[Pages as source code]
+ + + + + + +
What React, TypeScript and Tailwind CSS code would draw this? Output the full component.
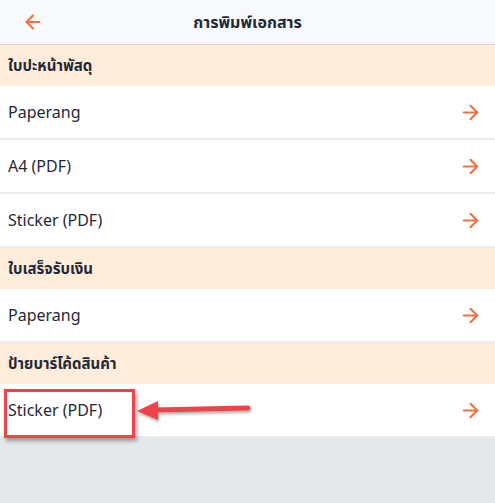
import React from 'react';
import { ArrowLeft, ArrowRight } from 'lucide-react';

interface Section {
    title: string,
    items: Array<string>,
}

const sections: Array<Section> = [
    { title: 'ใบปะหน้าพัสดุ', items: ['Paperang', 'A4 (PDF)', 'Sticker (PDF)'] },
    { title: 'ใบเสร็จรับเงิน', items: ['Paperang'] },
    { title: 'ป้ายบาร์โค้ดสินค้า', items: ['Sticker (PDF)'] },
];

export default function App() {
    return (
        <div className="w-[495px] h-[503px] bg-[#e5e7eb] text-[#1f2937] overflow-hidden" style={{ fontFamily: '"Noto Sans", "Noto Sans Thai", "Liberation Sans", sans-serif' }}>
            <div className="h-[45px] bg-[#f8f9fb] border-b border-[#d4d8de] flex items-center relative">
                <div className="w-[66px] flex justify-center">
                    <ArrowLeft size={22} strokeWidth={2.2} className="text-[#f2703e]" />
                </div>
                <div className="flex-1 text-center text-[16px] font-bold pr-[66px]">การพิมพ์เอกสาร</div>
            </div>
            {sections.map((section, si) => (
                <div key={si}>
                    <div className="h-[41px] bg-[#ffecda] flex items-center px-2 text-[15px] font-bold">
                        {section.title}
                    </div>
                    {section.items.map((item, ii) => (
                        <div key={ii} className="h-[54px] bg-white border-b-2 border-[#eaecef] flex items-center justify-between pl-2 pr-[13px] text-[16px] relative">
                            <span>{item}</span>
                            <ArrowRight size={23} strokeWidth={2.2} className="text-[#f2703e]" />
                            {si === 2 && (
                                <>
                                    <div className="absolute left-[4px] top-[5px] w-[131px] h-[49px] border-[3px] border-[#f0434a] shadow-[2px_3px_4px_rgba(0,0,0,0.35)]" />
                                    <svg className="absolute left-[134px] top-[12px]" width="120" height="28" viewBox="0 0 120 28">
                                        <defs>
                                            <filter id="sh" x="-10%" y="-40%" width="130%" height="200%">
                                                <feDropShadow dx="1" dy="2" stdDeviation="1.5" floodOpacity="0.35" />
                                            </filter>
                                        </defs>
                                        <g filter="url(#sh)">
                                            <line x1="20" y1="14" x2="114" y2="12" stroke="#f0434a" strokeWidth="5" strokeLinecap="round" />
                                            <polygon points="3,15 24,5 24,24" fill="#f0434a" />
                                        </g>
                                    </svg>
                                </>
                            )}
                        </div>
                    ))}
                </div>
            ))}
        </div>
    );
}
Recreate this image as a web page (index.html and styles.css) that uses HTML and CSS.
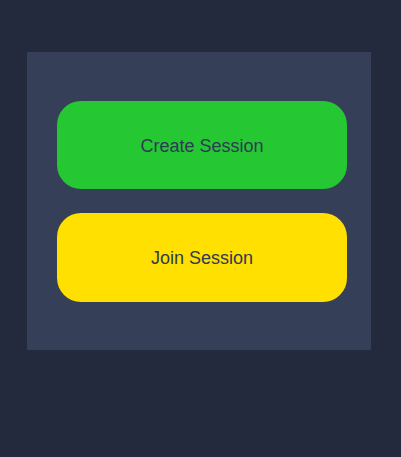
FILE: index.html
```html
<!DOCTYPE html>
<html>
<head>
<meta charset="utf-8">
<link rel="stylesheet" href="styles.css">
</head>
<body>
<div class="panel">
  <button class="btn btn-create">Create Session</button>
  <button class="btn btn-join">Join Session</button>
</div>
</body>
</html>
```
FILE: styles.css
```css
html, body {
  margin: 0;
  padding: 0;
  background: #232a3d;
  height: 100%;
}
body {
  padding: 52px 0 0 27px;
  box-sizing: border-box;
  font-family: "Liberation Sans", Arial, sans-serif;
}
.panel {
  width: 344px;
  height: 298px;
  box-sizing: border-box;
  background: #363f58;
  padding: 48.7px 24px 0 30px;
  display: flex;
  flex-direction: column;
  gap: 24px;
}
.btn {
  width: 290px;
  height: 88.5px;
  flex: none;
  border: none;
  border-radius: 24px;
  font-family: "Liberation Sans", Arial, sans-serif;
  font-size: 18px;
  color: #2f3a55;
  padding: 3px 0 0;
  margin: 0;
}
.btn-create { background: #25c833; }
.btn-join { background: #ffe000; }
```
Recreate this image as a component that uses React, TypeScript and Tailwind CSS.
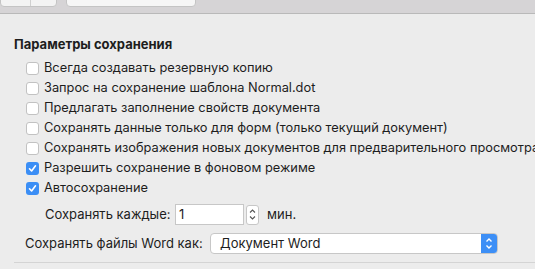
import React from 'react';

const font = { fontFamily: 'Inter, "Noto Sans", sans-serif' };

function Check({ checked }: { checked?: boolean }) {
  if (checked) {
    return (
      <span className="flex h-[13px] w-[13px] shrink-0 items-center justify-center rounded-[3px] bg-[#3b8ef5]">
        <svg width="9" height="9" viewBox="0 0 9 9" fill="none">
          <path d="M1.5 4.8 L3.6 7 L7.5 1.8" stroke="white" strokeWidth="1.6" strokeLinecap="round" strokeLinejoin="round" />
        </svg>
      </span>
    );
  }
  return <span className="h-[13px] w-[13px] shrink-0 rounded-[3px] border border-[#c2c2c2] bg-white" />;
}

const rows: { label: string; checked?: boolean }[] = [
  { label: 'Всегда создавать резервную копию' },
  { label: 'Запрос на сохранение шаблона Normal.dot' },
  { label: 'Предлагать заполнение свойств документа' },
  { label: 'Сохранять данные только для форм (только текущий документ)' },
  { label: 'Сохранять изображения новых документов для предварительного просмотра' },
  { label: 'Разрешить сохранение в фоновом режиме', checked: true },
  { label: 'Автосохранение', checked: true },
];

export default function App() {
  return (
    <div className="h-[269px] w-[535px] overflow-hidden bg-[#ececec] text-[13px] text-[#1d1d1d]" style={font}>
      <div className="relative h-[14px] border-b border-[#b9b9b9] bg-[#d6d4d6]">
        <div className="absolute -top-[8px] left-0 flex h-[15px] w-[57px] rounded-b-[4px] border border-[#c4c4c4] bg-[#f3f3f3]">
          <div className="w-[30px] border-r border-[#d0d0d0]" />
        </div>
        <div className="absolute -top-[8px] left-[66px] h-[15px] w-[130px] rounded-b-[4px] border border-[#c4c4c4] bg-[#f6f6f6]" />
      </div>

      <div className="pl-[14px] pt-[22px]">
        <div className="font-bold leading-[16px]">Параметры сохранения</div>
        <div className="mt-[6px] flex flex-col">
          {rows.map((r) => (
            <div key={r.label} className="flex h-[20px] items-center gap-[5px] whitespace-nowrap pl-[12px] text-[12.8px]">
              <Check checked={r.checked} />
              <span>{r.label}</span>
            </div>
          ))}
        </div>

        <div className="mt-[6px] flex items-center whitespace-nowrap pl-[31px]">
          <span className="w-[130px]">Сохранять каждые:</span>
          <div className="flex h-[21px] w-[69px] items-center border border-[#c7c7c7] bg-white pl-[3px]">1</div>
          <div className="ml-[2px] flex h-[20px] w-[13px] flex-col items-center justify-center rounded-[3px] border border-[#c7c7c7] bg-white">
            <svg width="7" height="13" viewBox="0 0 7 13" fill="none">
              <path d="M1 4.5 L3.5 2 L6 4.5 M1 8.5 L3.5 11 L6 8.5" stroke="#555" strokeWidth="1.1" />
            </svg>
          </div>
          <span className="ml-[8px]">мин.</span>
        </div>

        <div className="mt-[8px] flex items-center whitespace-nowrap pl-[11px]">
          <span className="w-[185px]">Сохранять файлы Word как:</span>
          <div className="flex h-[21px] w-[288px] items-center overflow-hidden rounded-[4px] border border-[#c7c7c7] bg-white">
            <span className="flex-1 pl-[9px]">Документ Word</span>
            <div className="flex h-full w-[16px] items-center justify-center bg-[#3d8ff6]">
              <svg width="8" height="13" viewBox="0 0 8 13" fill="none">
                <path d="M1.5 4.5 L4 2 L6.5 4.5 M1.5 8.5 L4 11 L6.5 8.5" stroke="white" strokeWidth="1.4" />
              </svg>
            </div>
          </div>
        </div>

        <div className="mt-[8px] border-t border-[#d4d4d4]" />
      </div>
    </div>
  );
}
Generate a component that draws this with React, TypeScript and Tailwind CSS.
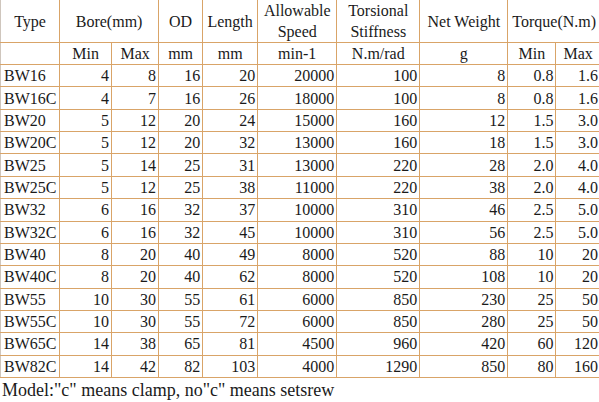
+ + + + + + +
Problem requirements. Print the records word for word and exclude any picture they hold.

Finished exercise.
What React, TypeScript and Tailwind CSS code would draw this? Output the full component.
import React from 'react';
import { ArrowLeft, ArrowRight } from 'lucide-react';

interface Section {
    title: string,
    items: Array<string>,
}

const sections: Array<Section> = [
    { title: 'ใบปะหน้าพัสดุ', items: ['Paperang', 'A4 (PDF)', 'Sticker (PDF)'] },
    { title: 'ใบเสร็จรับเงิน', items: ['Paperang'] },
    { title: 'ป้ายบาร์โค้ดสินค้า', items: ['Sticker (PDF)'] },
];

export default function App() {
    return (
        <div className="w-[495px] h-[503px] bg-[#e5e7eb] text-[#1f2937] overflow-hidden" style={{ fontFamily: '"Noto Sans", "Noto Sans Thai", "Liberation Sans", sans-serif' }}>
            <div className="h-[45px] bg-[#f8f9fb] border-b border-[#d4d8de] flex items-center relative">
                <div className="w-[66px] flex justify-center">
                    <ArrowLeft size={22} strokeWidth={2.2} className="text-[#f2703e]" />
                </div>
                <div className="flex-1 text-center text-[16px] font-bold pr-[66px]">การพิมพ์เอกสาร</div>
            </div>
            {sections.map((section, si) => (
                <div key={si}>
                    <div className="h-[41px] bg-[#ffecda] flex items-center px-2 text-[15px] font-bold">
                        {section.title}
                    </div>
                    {section.items.map((item, ii) => (
                        <div key={ii} className="h-[54px] bg-white border-b-2 border-[#eaecef] flex items-center justify-between pl-2 pr-[13px] text-[16px] relative">
                            <span>{item}</span>
                            <ArrowRight size={23} strokeWidth={2.2} className="text-[#f2703e]" />
                            {si === 2 && (
                                <>
                                    <div className="absolute left-[4px] top-[5px] w-[131px] h-[49px] border-[3px] border-[#f0434a] shadow-[2px_3px_4px_rgba(0,0,0,0.35)]" />
                                    <svg className="absolute left-[134px] top-[12px]" width="120" height="28" viewBox="0 0 120 28">
                                        <defs>
                                            <filter id="sh" x="-10%" y="-40%" width="130%" height="200%">
                                                <feDropShadow dx="1" dy="2" stdDeviation="1.5" floodOpacity="0.35" />
                                            </filter>
                                        </defs>
                                        <g filter="url(#sh)">
                                            <line x1="20" y1="14" x2="114" y2="12" stroke="#f0434a" strokeWidth="5" strokeLinecap="round" />
                                            <polygon points="3,15 24,5 24,24" fill="#f0434a" />
                                        </g>
                                    </svg>
                                </>
                            )}
                        </div>
                    ))}
                </div>
            ))}
        </div>
    );
}
Recreate this image as a web page (index.html and styles.css) that uses HTML and CSS.
FILE: index.html
```html
<!DOCTYPE html>
<html>
<head>
<meta charset="utf-8">
<link rel="stylesheet" href="styles.css">
</head>
<body>
<div class="panel">
  <button class="btn btn-create">Create Session</button>
  <button class="btn btn-join">Join Session</button>
</div>
</body>
</html>
```
FILE: styles.css
```css
html, body {
  margin: 0;
  padding: 0;
  background: #232a3d;
  height: 100%;
}
body {
  padding: 52px 0 0 27px;
  box-sizing: border-box;
  font-family: "Liberation Sans", Arial, sans-serif;
}
.panel {
  width: 344px;
  height: 298px;
  box-sizing: border-box;
  background: #363f58;
  padding: 48.7px 24px 0 30px;
  display: flex;
  flex-direction: column;
  gap: 24px;
}
.btn {
  width: 290px;
  height: 88.5px;
  flex: none;
  border: none;
  border-radius: 24px;
  font-family: "Liberation Sans", Arial, sans-serif;
  font-size: 18px;
  color: #2f3a55;
  padding: 3px 0 0;
  margin: 0;
}
.btn-create { background: #25c833; }
.btn-join { background: #ffe000; }
```
Recreate this image as a component that uses React, TypeScript and Tailwind CSS.
import React from 'react';

const font = { fontFamily: 'Inter, "Noto Sans", sans-serif' };

function Check({ checked }: { checked?: boolean }) {
  if (checked) {
    return (
      <span className="flex h-[13px] w-[13px] shrink-0 items-center justify-center rounded-[3px] bg-[#3b8ef5]">
        <svg width="9" height="9" viewBox="0 0 9 9" fill="none">
          <path d="M1.5 4.8 L3.6 7 L7.5 1.8" stroke="white" strokeWidth="1.6" strokeLinecap="round" strokeLinejoin="round" />
        </svg>
      </span>
    );
  }
  return <span className="h-[13px] w-[13px] shrink-0 rounded-[3px] border border-[#c2c2c2] bg-white" />;
}

const rows: { label: string; checked?: boolean }[] = [
  { label: 'Всегда создавать резервную копию' },
  { label: 'Запрос на сохранение шаблона Normal.dot' },
  { label: 'Предлагать заполнение свойств документа' },
  { label: 'Сохранять данные только для форм (только текущий документ)' },
  { label: 'Сохранять изображения новых документов для предварительного просмотра' },
  { label: 'Разрешить сохранение в фоновом режиме', checked: true },
  { label: 'Автосохранение', checked: true },
];

export default function App() {
  return (
    <div className="h-[269px] w-[535px] overflow-hidden bg-[#ececec] text-[13px] text-[#1d1d1d]" style={font}>
      <div className="relative h-[14px] border-b border-[#b9b9b9] bg-[#d6d4d6]">
        <div className="absolute -top-[8px] left-0 flex h-[15px] w-[57px] rounded-b-[4px] border border-[#c4c4c4] bg-[#f3f3f3]">
          <div className="w-[30px] border-r border-[#d0d0d0]" />
        </div>
        <div className="absolute -top-[8px] left-[66px] h-[15px] w-[130px] rounded-b-[4px] border border-[#c4c4c4] bg-[#f6f6f6]" />
      </div>

      <div className="pl-[14px] pt-[22px]">
        <div className="font-bold leading-[16px]">Параметры сохранения</div>
        <div className="mt-[6px] flex flex-col">
          {rows.map((r) => (
            <div key={r.label} className="flex h-[20px] items-center gap-[5px] whitespace-nowrap pl-[12px] text-[12.8px]">
              <Check checked={r.checked} />
              <span>{r.label}</span>
            </div>
          ))}
        </div>

        <div className="mt-[6px] flex items-center whitespace-nowrap pl-[31px]">
          <span className="w-[130px]">Сохранять каждые:</span>
          <div className="flex h-[21px] w-[69px] items-center border border-[#c7c7c7] bg-white pl-[3px]">1</div>
          <div className="ml-[2px] flex h-[20px] w-[13px] flex-col items-center justify-center rounded-[3px] border border-[#c7c7c7] bg-white">
            <svg width="7" height="13" viewBox="0 0 7 13" fill="none">
              <path d="M1 4.5 L3.5 2 L6 4.5 M1 8.5 L3.5 11 L6 8.5" stroke="#555" strokeWidth="1.1" />
            </svg>
          </div>
          <span className="ml-[8px]">мин.</span>
        </div>

        <div className="mt-[8px] flex items-center whitespace-nowrap pl-[11px]">
          <span className="w-[185px]">Сохранять файлы Word как:</span>
          <div className="flex h-[21px] w-[288px] items-center overflow-hidden rounded-[4px] border border-[#c7c7c7] bg-white">
            <span className="flex-1 pl-[9px]">Документ Word</span>
            <div className="flex h-full w-[16px] items-center justify-center bg-[#3d8ff6]">
              <svg width="8" height="13" viewBox="0 0 8 13" fill="none">
                <path d="M1.5 4.5 L4 2 L6.5 4.5 M1.5 8.5 L4 11 L6.5 8.5" stroke="white" strokeWidth="1.4" />
              </svg>
            </div>
          </div>
        </div>

        <div className="mt-[8px] border-t border-[#d4d4d4]" />
      </div>
    </div>
  );
}
Generate a component that draws this with React, TypeScript and Tailwind CSS.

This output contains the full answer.